- _What to do_: Pick out the lines below that include the string "styles".

··· Supplied information ···

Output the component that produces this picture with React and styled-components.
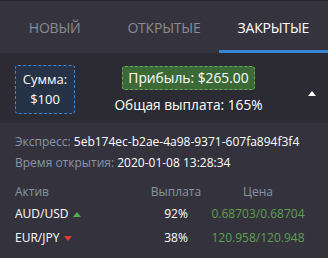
import React from 'react';
import styled, { createGlobalStyle } from 'styled-components';

const Global = createGlobalStyle`
  html, body {
    margin: 0;
    padding: 0;
    background: #34333d;
  }
  body {
    font-family: "Open Sans", "Liberation Sans", sans-serif;
    width: 328px;
    height: 258px;
    overflow: hidden;
  }
`;

const Panel = styled.div`
  width: 328px;
  height: 258px;
  background: #34333d;
  border-top: 1px solid #24232a;
  box-sizing: border-box;
`;

const Tabs = styled.div`
  display: grid;
  grid-template-columns: repeat(3, 1fr);
  height: 52px;
  background: #35343e;
`;

const Tab = styled.div`
  display: flex;
  align-items: center;
  justify-content: center;
  font-size: 14px;
  letter-spacing: -0.2px;
  text-transform: uppercase;
  color: ${p => (p.active ? '#ffffff' : '#8b8a93')};
  border-bottom: 3px solid ${p => (p.active ? '#3a86d0' : 'transparent')};
  padding-top: 3px;
  box-sizing: border-box;
`;

const Summary = styled.div`
  display: flex;
  align-items: center;
  background: #2c2b33;
  padding: 11px 0 9px 15px;
`;

const AmountBox = styled.div`
  width: 60px;
  height: 49px;
  box-sizing: border-box;
  border: 1px dashed #3a86d0;
  border-radius: 3px;
  background: #263246;
  color: #fff;
  font-size: 13px;
  line-height: 20px;
  text-align: center;
  padding-top: 3px;
`;

const Middle = styled.div`
  flex: 1;
  display: flex;
  flex-direction: column;
  align-items: center;
  gap: 6px;
  padding-left: 4px;
  margin-top: 2px;
`;

const Profit = styled.div`
  background: #3c6a37;
  border: 1px dashed #6aa55a;
  border-radius: 3px;
  color: #fff;
  font-size: 13.8px;
  line-height: 22px;
  padding: 0 5px;
`;

const Payout = styled.div`
  color: #fff;
  font-size: 13.7px;
  line-height: 18px;
`;

const Toggle = styled.div`
  width: 28px;
  display: flex;
  justify-content: center;
  padding-top: 8px;
  padding-right: 2px;
`;

const Caret = styled.span`
  width: 0;
  height: 0;
  border-left: 4px solid transparent;
  border-right: 4px solid transparent;
  border-${p => (p.down ? 'top' : 'bottom')}: 5px solid ${p => p.color};
  display: inline-block;
`;

const Details = styled.div`
  padding: 8px 0 0 15px;
  font-size: 12px;
  line-height: 21px;
`;

const Line = styled.div`
  color: #fff;
  white-space: nowrap;
`;

const Label = styled.span`
  color: #8594ad;
`;

const Table = styled.div`
  display: grid;
  grid-template-columns: 1fr 70px 94px;
  padding: 9px 23px 0 15px;
  font-size: 12px;
  align-items: center;
`;

const Head = styled.div`
  color: #8a93a6;
  line-height: 20px;
  text-align: ${p => p.align || 'left'};
`;

const Cell = styled.div`
  height: 24px;
  line-height: 24px;
  white-space: nowrap;
  color: ${p => p.color || '#fff'};
  display: flex;
  align-items: center;
  justify-content: ${p => (p.align === 'center' ? 'center' : 'flex-start')};
  gap: 5px;
`;

const rows = [
  { asset: 'AUD/USD', up: true, payout: '92%', price: '0.68703/0.68704' },
  { asset: 'EUR/JPY', up: false, payout: '38%', price: '120.958/120.948' },
];

export default function App() {
  return (
    <Panel>
      <Global />
      <Tabs>
        <Tab>Новый</Tab>
        <Tab>Открытые</Tab>
        <Tab active>Закрытые</Tab>
      </Tabs>
      <Summary>
        <AmountBox>
          Сумма:
          <br />
          $100
        </AmountBox>
        <Middle>
          <Profit>Прибыль: $265.00</Profit>
          <Payout>Общая выплата: 165%</Payout>
        </Middle>
        <Toggle>
          <Caret color="#ffffff" />
        </Toggle>
      </Summary>
      <Details>
        <Line>
          <Label>Экспресс:</Label> 5eb174ec-b2ae-4a98-9371-607fa894f3f4
        </Line>
        <Line>
          <Label>Время открытия:</Label> 2020-01-08 13:28:34
        </Line>
      </Details>
      <Table>
        <Head>Актив</Head>
        <Head align="center">Выплата</Head>
        <Head align="center">Цена</Head>
        {rows.map(r => (
          <React.Fragment key={r.asset}>
            <Cell>
              {r.asset}
              <Caret down={!r.up} color={r.up ? '#4caf50' : '#e53935'} />
            </Cell>
            <Cell align="center">{r.payout}</Cell>
            <Cell align="center" color="#5f9f4f">{r.price}</Cell>
          </React.Fragment>
        ))}
      </Table>
    </Panel>
  );
}
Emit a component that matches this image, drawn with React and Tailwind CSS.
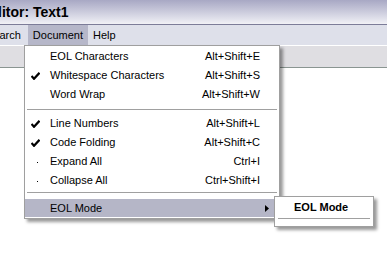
const items1 = [
  { label: 'EOL Characters', keys: 'Alt+Shift+E' },
  { label: 'Whitespace Characters', keys: 'Alt+Shift+S', mark: 'check' },
  { label: 'Word Wrap', keys: 'Alt+Shift+W' },
]

const items2 = [
  { label: 'Line Numbers', keys: 'Alt+Shift+L', mark: 'check' },
  { label: 'Code Folding', keys: 'Alt+Shift+C', mark: 'check' },
  { label: 'Expand All', keys: 'Ctrl+I', mark: 'dot' },
  { label: 'Collapse All', keys: 'Ctrl+Shift+I', mark: 'dot' },
]

function Mark({ type }) {
  if (type === 'check') {
    return (
      <svg width="9" height="8" viewBox="0 0 9 8" className="ml-[6px]">
        <path d="M0.5 4 L3 6.8 L8.5 0.8" fill="none" stroke="#000" strokeWidth="2.2" />
      </svg>
    )
  }
  if (type === 'dot') {
    return <span className="ml-[12px] mt-[2px] block h-[1px] w-[1px] bg-black"></span>
  }
  return null
}

function MenuRow({ item }) {
  return (
    <div className="flex h-[19px] items-center">
      <div className="flex w-[25px] items-center">
        <Mark type={item.mark} />
      </div>
      <span className="flex-1">{item.label}</span>
      <span className="pr-[19px]">{item.keys}</span>
    </div>
  )
}

export default function App() {
  return (
    <div className="relative h-[269px] w-[387px] overflow-hidden bg-white text-[11px] text-black [font-family:'Liberation_Sans',Arial,sans-serif]">
      <div className="flex h-[25px] items-center border-b border-[#7c7c98] bg-gradient-to-b from-[#a8a8c4] to-[#f1f1f6]">
        <span className="ml-[-16px] text-[14px] font-bold">Editor: Text1</span>
      </div>

      <div className="flex h-[20px] items-stretch bg-[#dee0ea]">
        <div className="ml-[-19px] flex items-center px-[5px]">Search</div>
        <div className="ml-[2px] flex items-center bg-[#b6b7c9] px-[5px]">Document</div>
        <div className="flex items-center px-[5px]">Help</div>
      </div>

      <div className="h-[23px] border-t border-white border-b border-b-[#8a9591] bg-[#dfdee2]"></div>

      <div className="absolute left-[24px] top-[45px] w-[256px] border border-[#9f9f9f] bg-white pt-[1px] pb-[1px] shadow-[3px_3px_3px_rgba(0,0,0,0.4)]">
        {items1.map((item) => (
          <MenuRow key={item.label} item={item} />
        ))}
        <div className="mx-[2px] flex h-[10px] items-center">
          <div className="h-[1px] w-full bg-[#a0a0a0]"></div>
        </div>
        {items2.map((item) => (
          <MenuRow key={item.label} item={item} />
        ))}
        <div className="mx-[2px] h-[9px] pt-[2px]">
          <div className="h-[1px] w-full bg-[#a0a0a0]"></div>
        </div>
        <div className="flex h-[18px] items-center bg-[#b5b6c7]">
          <span className="w-[25px]"></span>
          <span className="flex-1">EOL Mode</span>
          <svg width="4" height="7" viewBox="0 0 4 7" className="mr-[10px]">
            <path d="M0 0 L4 3.5 L0 7 Z" fill="#000" />
          </svg>
        </div>
      </div>

      <div className="absolute left-[274px] top-[196px] w-[100px] border border-[#9f9f9f] bg-white px-[3px] pb-[7px] shadow-[3px_3px_3px_rgba(0,0,0,0.4)]">
        <div className="flex h-[21px] items-center pl-[16px] font-bold">EOL Mode</div>
        <div className="h-[1px] bg-[#a0a0a0]"></div>
      </div>
    </div>
  )
}
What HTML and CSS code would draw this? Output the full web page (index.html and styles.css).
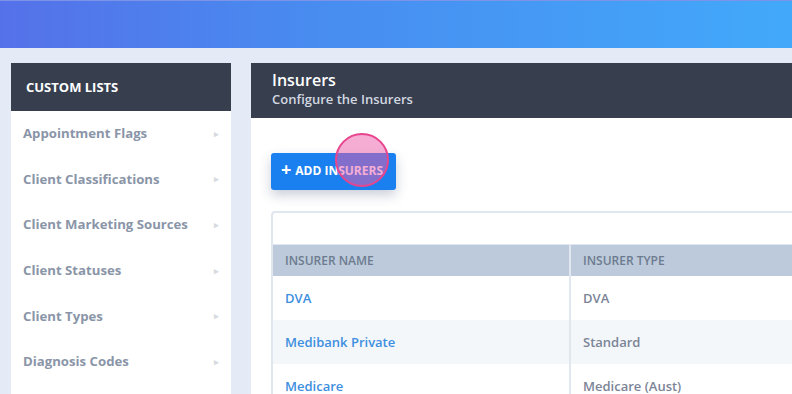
FILE: index.html
```html
<!DOCTYPE html>
<html lang="en">
  <head>
    <meta charset="UTF-8" />
    <title>Insurers</title>
    <link rel="stylesheet" href="styles.css">
  </head>
  <body>
    <header class="topbar"></header>
    <div class="page">
      <aside class="sidebar">
        <div class="sidebar-head">CUSTOM LISTS</div>
        <ul class="list">
          <li>Appointment Flags <span class="caret">&#9656;</span></li>
          <li>Client Classifications <span class="caret">&#9656;</span></li>
          <li>Client Marketing Sources <span class="caret">&#9656;</span></li>
          <li>Client Statuses <span class="caret">&#9656;</span></li>
          <li>Client Types <span class="caret">&#9656;</span></li>
          <li>Diagnosis Codes <span class="caret">&#9656;</span></li>
        </ul>
      </aside>
      <main class="panel">
        <div class="panel-head">
          <h1>Insurers</h1>
          <p>Configure the Insurers</p>
        </div>
        <div class="panel-body">
          <button class="add-btn">
            <span class="plus">+</span> ADD INSURERS
            <span class="touch"></span>
          </button>
          <div class="grid">
            <div class="filter-row"></div>
            <div class="row head">
              <div class="cell">INSURER NAME</div>
              <div class="cell">INSURER TYPE</div>
            </div>
            <div class="row">
              <div class="cell link">DVA</div>
              <div class="cell">DVA</div>
            </div>
            <div class="row alt">
              <div class="cell link">Medibank Private</div>
              <div class="cell">Standard</div>
            </div>
            <div class="row">
              <div class="cell link">Medicare</div>
              <div class="cell">Medicare (Aust)</div>
            </div>
          </div>
        </div>
      </main>
    </div>
  </body>
</html>
```

FILE: styles.css
```css
/* Layout */
html,
body {
  margin: 0;
  padding: 0;
  height: 100%;
  overflow: hidden;
  background: #e4ebf7;
  font-family: "Open Sans", sans-serif;
}
.topbar {
  height: 48px;
  background: linear-gradient(90deg, #5571e9 0%, #488cf0 40%, #42a9fa 100%);
  border-top: 1px solid #7d93e8;
  box-sizing: border-box;
}
.page {
  display: flex;
  gap: 20px;
  padding: 15px 0 0 11px;
}

/* Sidebar */
.sidebar {
  width: 220px;
  flex: none;
  background: #fff;
  height: 400px;
}
.sidebar-head {
  height: 48px;
  display: flex;
  align-items: center;
  padding-left: 15px;
  background: #373f4f;
  color: #fff;
  font-size: 13px;
  font-weight: 700;
}
.list {
  list-style: none;
  margin: 0;
  padding: 0;
}
.list li {
  height: 45.6px;
  display: flex;
  align-items: center;
  justify-content: space-between;
  padding: 0 12px 1px 12px;
  box-sizing: border-box;
  color: #8a95a8;
  font-size: 13.2px;
  font-weight: 700;
}
.caret {
  color: #d6dbe1;
  font-size: 9px;
}

/* Main panel */
.panel {
  flex: 1;
  background: #fff;
  height: 400px;
}
.panel-head {
  height: 55px;
  box-sizing: border-box;
  padding: 6px 21px 0;
  background: #373f4f;
  color: #fff;
}
.panel-head h1 {
  margin: 0;
  font-size: 16px;
  font-weight: 600;
  line-height: 22px;
}
.panel-head p {
  margin: 0;
  font-size: 13px;
  font-weight: 600;
  line-height: 16px;
  color: #d3d8e0;
}
.panel-body {
  padding: 35px 0 0 20px;
}
.add-btn {
  position: relative;
  display: flex;
  align-items: center;
  gap: 4px;
  width: 125px;
  height: 37px;
  padding: 0 0 3px 10px;
  border: none;
  border-radius: 3px;
  background: #1a80f0;
  color: #fff;
  font-family: "Open Sans", sans-serif;
  font-size: 12px;
  font-weight: 700;
  box-shadow: 0 5px 12px rgba(40, 60, 100, 0.25);
}
.plus {
  font-size: 18px;
  line-height: 1;
  margin-top: -2px;
}
.touch {
  position: absolute;
  left: 64px;
  top: -20px;
  width: 50px;
  height: 50px;
  border-radius: 50%;
  border: 2px solid #e8458f;
  background: rgba(236, 92, 168, 0.5);
}

/* Grid */
.grid {
  margin-top: 21px;
  border: 2px solid #e1e7ee;
  border-right: none;
  border-bottom: none;
  border-radius: 4px 0 0 0;
}
.filter-row {
  height: 31px;
  border-bottom: 1px solid #e1e7ee;
}
.row {
  display: flex;
  height: 44px;
  align-items: stretch;
}
.row.alt {
  background: #f4f7fa;
}
.row.head {
  height: 31px;
  background: #bccadb;
}
.cell {
  display: flex;
  align-items: center;
  padding-left: 12px;
  font-size: 13px;
  font-weight: 600;
  color: #7b8597;
}
.cell:first-child {
  width: 284px;
  border-right: 2px solid #e1e7ee;
}
.head .cell {
  font-size: 12px;
  color: #6d7b8f;
}
.cell.link {
  color: #3d8fdf;
}
```
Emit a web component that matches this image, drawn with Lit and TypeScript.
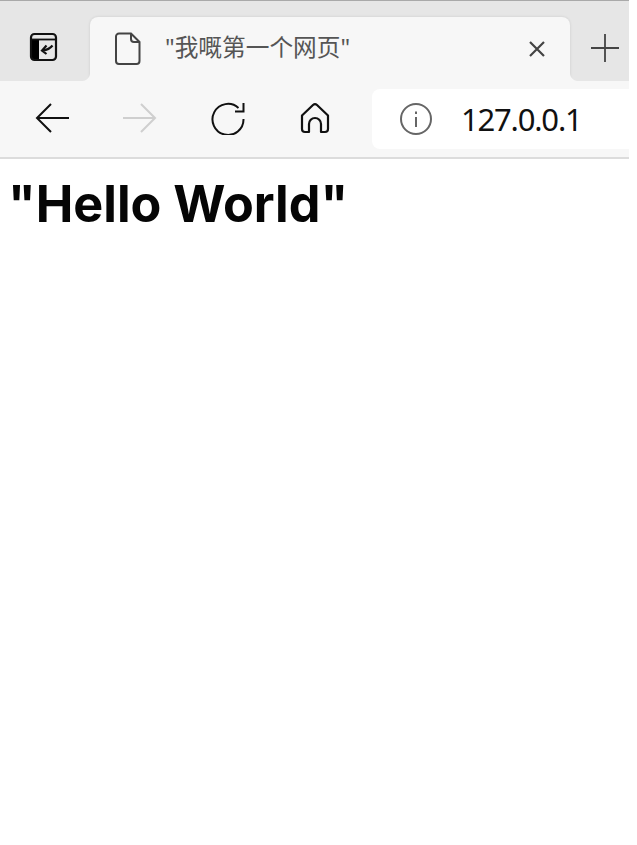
import { LitElement, css, html } from "lit";
import { customElement } from "lit/decorators.js";

@customElement("app-root")
export class AppRoot extends LitElement {
  static styles = css`
    :host {
      display: block;
      width: 629px;
      height: 845px;
      background: #fff;
      font-family: "Noto Sans", "Noto Sans CJK SC", sans-serif;
    }

    svg {
      display: block;
      flex: none;
      fill: none;
    }

    .chrome {
      border-top: 1px solid #a9a9a9;
    }

    .tabstrip {
      display: flex;
      align-items: flex-end;
      height: 80px;
      background: #e6e6e6;
    }

    .pinned {
      display: flex;
      justify-content: center;
      align-items: center;
      width: 90px;
      height: 64px;
      padding: 0 3px 4px 0;
      box-sizing: border-box;
    }

    .tab {
      display: flex;
      align-items: center;
      width: 480px;
      height: 64px;
      padding: 0 23px 0 25px;
      box-sizing: border-box;
      background: #f7f7f7;
      border-radius: 8px 8px 0 0;
      box-shadow: 0 0 3px rgba(0, 0, 0, 0.12);
      position: relative;
    }

    .tab::before,
    .tab::after {
      content: "";
      position: absolute;
      bottom: 0;
      width: 8px;
      height: 8px;
    }

    .tab::before {
      left: -8px;
      background: radial-gradient(circle at 0 0, transparent 7.5px, #f7f7f7 8.5px);
    }

    .tab::after {
      right: -8px;
      background: radial-gradient(circle at 100% 0, transparent 7.5px, #f7f7f7 8.5px);
    }

    .title {
      flex: 1;
      margin: 0 0 6px 24px;
      font-size: 23.7px;
      color: #555;
      white-space: nowrap;
    }

    .new-tab {
      display: flex;
      justify-content: center;
      width: 59px;
      height: 64px;
      padding: 17px 0 0 11px;
      box-sizing: border-box;
    }

    .toolbar {
      display: flex;
      align-items: center;
      height: 76px;
      padding-left: 35px;
      background: #f7f7f7;
      border-bottom: 2px solid #dcdcdc;
      position: relative;
    }

    .nav {
      display: flex;
      align-items: center;
      gap: 54px;
      margin: 0 41px 2px 0;
    }

    .address {
      display: flex;
      align-items: center;
      flex: 1;
      height: 60px;
      padding-left: 28px;
      background: #fff;
      border-radius: 8px 0 0 8px;
    }

    .url {
      margin-left: 29px;
      font-size: 31px;
      letter-spacing: -1.2px;
      color: #111;
    }

    h1 {
      margin: 0;
      padding: 12px 0 0 8px;
      font-family: Inter, "Noto Sans", sans-serif;
      font-size: 50.3px;
      line-height: 66px;
      font-weight: 700;
      color: #050505;
      white-space: nowrap;
    }
  `;

  render() {
    return html`
      <div class="chrome">
        <div class="tabstrip">
          <div class="pinned">
            <svg width="30" height="30" viewBox="0 0 30 30">
              <path d="M2 7V25a3 3 0 0 0 3 3h5V7z" fill="#000" />
              <rect x="2" y="2" width="25" height="26" rx="3.5" stroke="#111" stroke-width="2.2" />
              <path d="M2 7.500H27" stroke="#111" stroke-width="1.800" />
              <path d="M23.500 13.500C21 16.500 18 18 14 18.500M17.500 13.500L13 18.500L17.500 22" stroke="#111" stroke-width="2.200" />
            </svg>
          </div>
          <div class="tab">
            <svg width="26" height="34" viewBox="0 0 26 34">
              <path
                d="M4 1.500H16L24.500 10V29a3 3 0 0 1-3 3H4a3 3 0 0 1-3-3V4.500a3 3 0 0 1 3-3zM16 1.500V7a3 3 0 0 0 3 3h5.500"
                stroke="#444"
                stroke-width="2"
              />
            </svg>
            <span class="title">"我嘅第一个网页"</span>
            <svg width="20" height="20" viewBox="0 0 20 20">
              <path d="M3 3L17 17M17 3L3 17" stroke="#444" stroke-width="2.200" />
            </svg>
          </div>
          <div class="new-tab">
            <svg width="28" height="28" viewBox="0 0 28 28">
              <path d="M14 0V28M0 14H28" stroke="#444" stroke-width="1.800" />
            </svg>
          </div>
        </div>
        <div class="toolbar">
          <div class="nav">
            <svg width="34" height="30" viewBox="0 0 34 30">
              <path d="M34 15H2M16 1L2 15L16 29" stroke="#111" stroke-width="2" />
            </svg>
            <svg width="34" height="30" viewBox="0 0 34 30">
              <path d="M0 15H32M18 1L32 15L18 29" stroke="#cfcfcf" stroke-width="2" />
            </svg>
            <svg width="34" height="34" viewBox="0 0 34 34">
              <path
                d="M27.500 7A15.500 15.500 0 1 0 32.500 18M32.500 2V10.500H24"
                stroke="#111"
                stroke-width="2"
              />
            </svg>
            <svg width="32" height="32" viewBox="0 0 32 32">
              <path
                d="M3 13.500L14 3a3 3 0 0 1 4 0L29 13.500V27a3 3 0 0 1-3 3H22V22a6 6 0 0 0-12 0V30H6a3 3 0 0 1-3-3z"
                stroke="#111"
                stroke-width="2.200"
                stroke-linejoin="round"
              />
            </svg>
          </div>
          <div class="address">
            <svg width="32" height="32" viewBox="0 0 32 32">
              <circle cx="16" cy="16" r="15" stroke="#666" stroke-width="2" />
              <path d="M16 14V24M16 8.500V11" stroke="#666" stroke-width="2" />
            </svg>
            <span class="url">127.0.0.1</span>
          </div>
        </div>
      </div>
      <h1>"Hello World"</h1>
    `;
  }
}
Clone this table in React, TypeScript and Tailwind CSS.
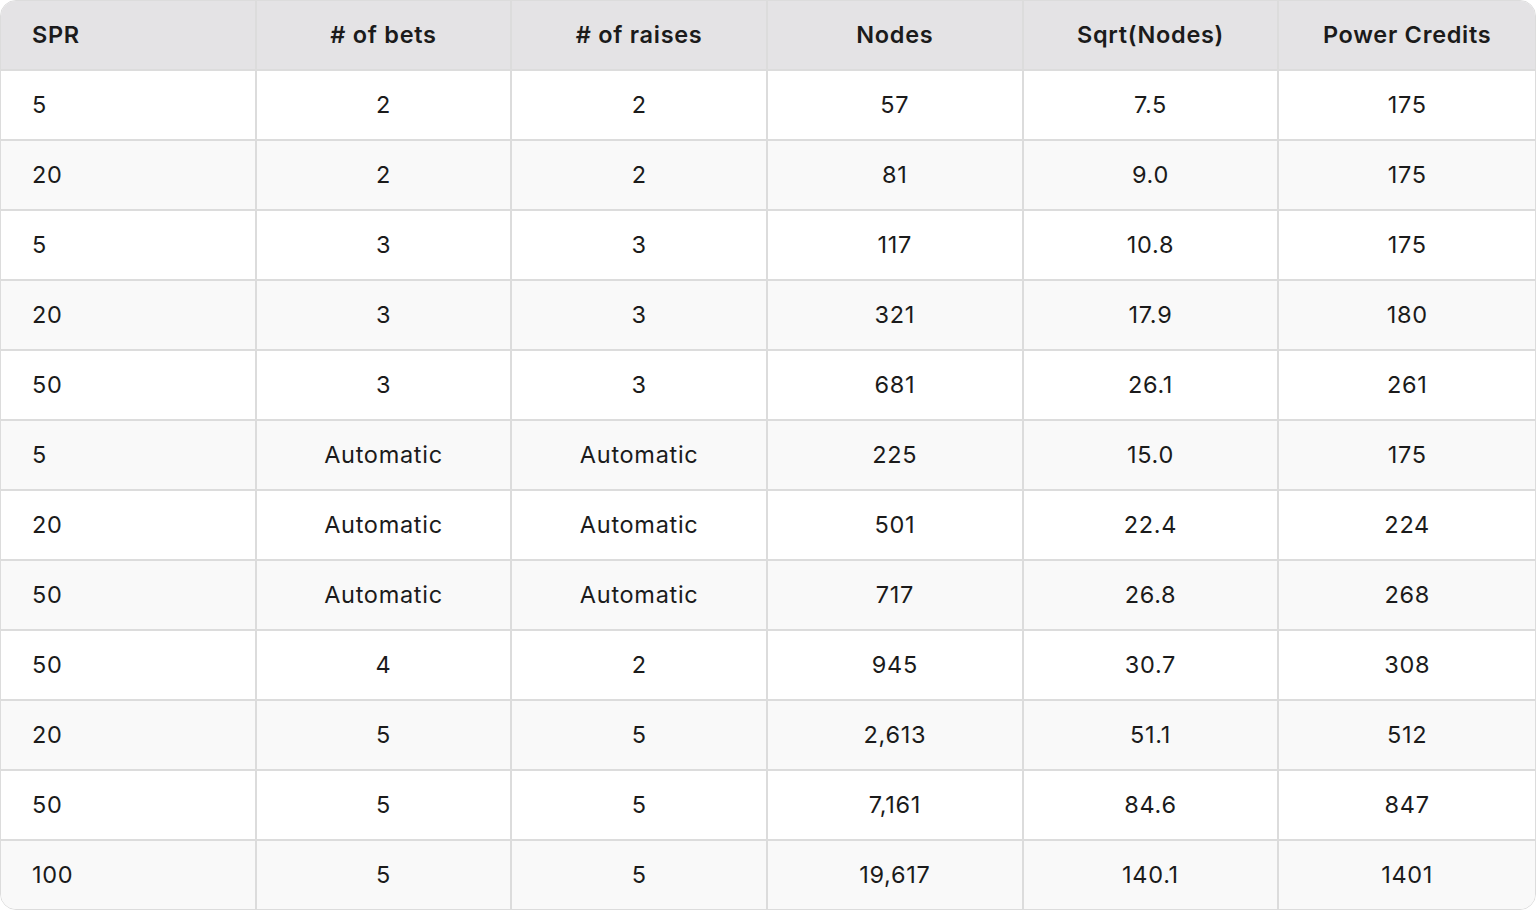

···

- _Worked answer_:
What HTML and CSS code would draw this? Output the full web page (index.html and styles.css).
    <link rel="stylesheet" href="styles.css">
FILE: styles.css
  static styles = css`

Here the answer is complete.